In [4]:
import pytube as pt
import os
import re
from deep_translator import GoogleTranslator
import assemblyai as aai
import config as cfg

### define functions

In [5]:
def replace_special_chars(text):
    ''' 
    Replace special characters in strings with underscores
    '''
    # Define the pattern to match special characters and spaces
    pattern = r'[^a-zA-Z0-9]+'
    # Replace the matched pattern with underscores
    replaced_text = re.sub(pattern, '_', text)
    return replaced_text

In [6]:
directory = 'files/'
os.makedirs(directory, exist_ok=True)

### fetch video title from YouTube

In [3]:
video_url = "https://www.youtube.com/watch?v=_LYe58b-3HM"
yt = pt.YouTube(video_url)
# get title
title_name = ((yt.title))
translated_title = GoogleTranslator(source='auto', target='en').translate(title_name)
translated_title_edited = replace_special_chars(translated_title)

In [11]:
# not using the name generated above, to keep it simple
video_name = 'me_and_others'

### download video

In [12]:
video_name = 'me_and_others'
video_url = "https://www.youtube.com/watch?v=_LYe58b-3HM"

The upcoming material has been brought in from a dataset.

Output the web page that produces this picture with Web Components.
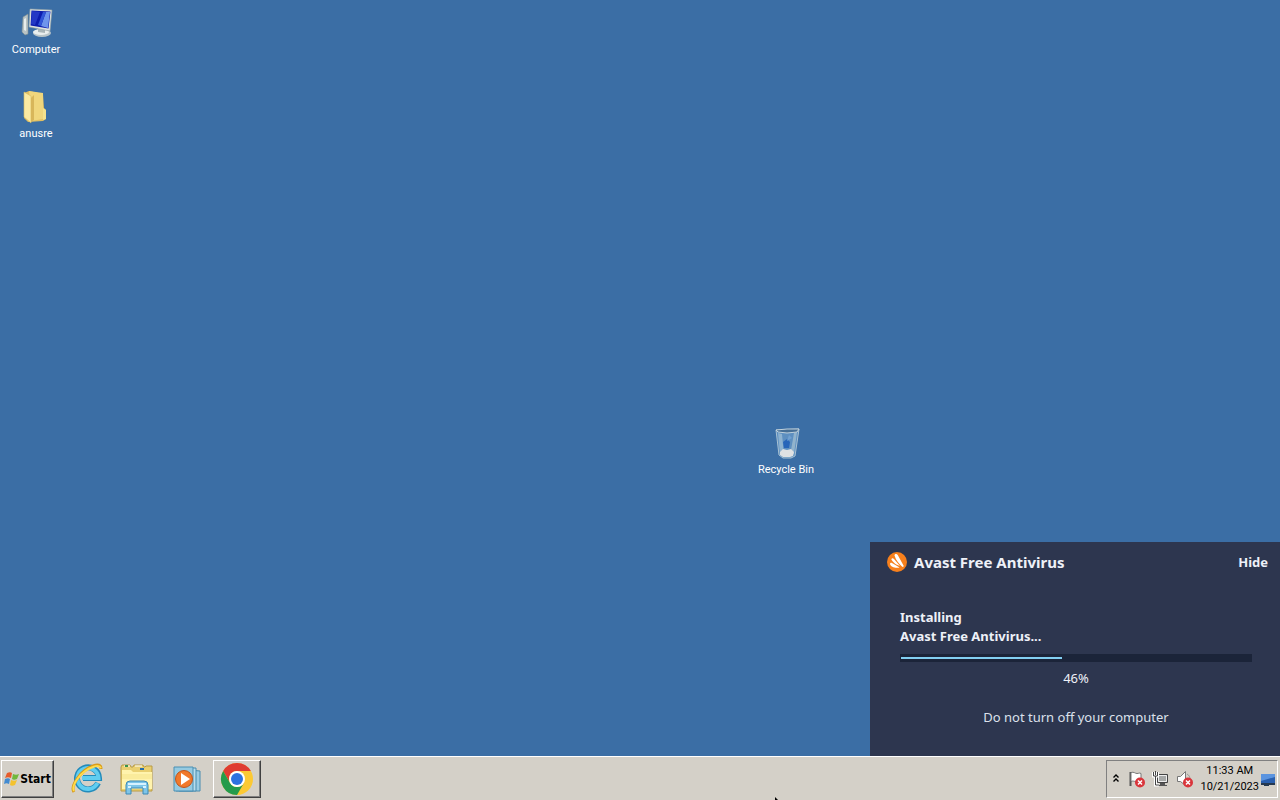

yt = pt.YouTube(video_url)
stream = yt.streams.filter(only_audio=True)[0]
stream.download(filename = directory + '/' + video_name + '.wav')

'/Users/vamsiuppala/Documents/translate-russian-video/files//me_and_others.wav'

### transcribe

In [15]:
aai.settings.api_key = cfg.keys['aai_api_key']
transcriber = aai.Transcriber()

In [16]:
audio_url = (
    "files/me_and_others.wav"
)

config = aai.TranscriptionConfig(speaker_labels=True, language_code='ru')

transcript = transcriber.transcribe(
    audio_url, 
    config
)

In [17]:
with open(directory + '/' + 'me_and_others_transcribed' + '.txt', 'w') as file:
    for utterance in transcript.utterances:
        file.write(f"Speaker {utterance.speaker}: {utterance.text} \n")
    file.close()

### translate

In [30]:
# Open transcript as text file
with open(directory + '/' + 'me_and_others_transcribed' + '.txt', 'r') as file:
    text = file.read()
    file.close()

# Chunk the text into sentences split by '\n'
chunks = text.split('\n')

# translate each chunk
translated_chunks = [GoogleTranslator(source='auto', target='en').translate(chunk) for chunk in chunks]

# join the chunks back
translated_transcript = '\n'.join(translated_chunks)
with open(directory + '/' + 'me_and_others_transcribed_and_translated' + '.txt', 'w') as file:
    file.write(translated_transcript)
    file.close()

### make it more colloquial

In [19]:
import config as cfg

In [20]:
from openai import OpenAI
client = OpenAI(
    api_key = cfg.keys['openai_token']
)

In [21]:
def colloquialize(sys_def, model, content):
    c = client.chat.completions.create(
        model=model,
        messages=[
            {"role": "system", "content": sys_def},
            {"role": "user", "content": content}
        ]
    )   

    return (c.choices[0].message.content)

In [28]:
translator_sys = "You are a professional English language expert who can convert old formal English writeups into colloquial semi formal language. You maintain a semi professional tone and retain as much context as possible."

In [31]:
# Open transcript as text file
with open(directory + '/' + 'me_and_others_transcribed_and_translated' + '.txt', 'r') as file:
    text = file.read()
    file.close()

# Chunk the text into sentences split by '\n'
chunks = text.split('\n')

# translate each chunk
colloquialized_chunks = [colloquialize(translator_sys, "gpt-3.5-turbo", chunk) for chunk in chunks]

# join the chunks back
colloquialized_transcript = '\n'.join(colloquialized_chunks)
with open(directory + '/' + 'me_and_others_transcribed_translated_colloquialzied' + '.txt', 'w') as file:
    file.write(colloquialized_transcript)
    file.close()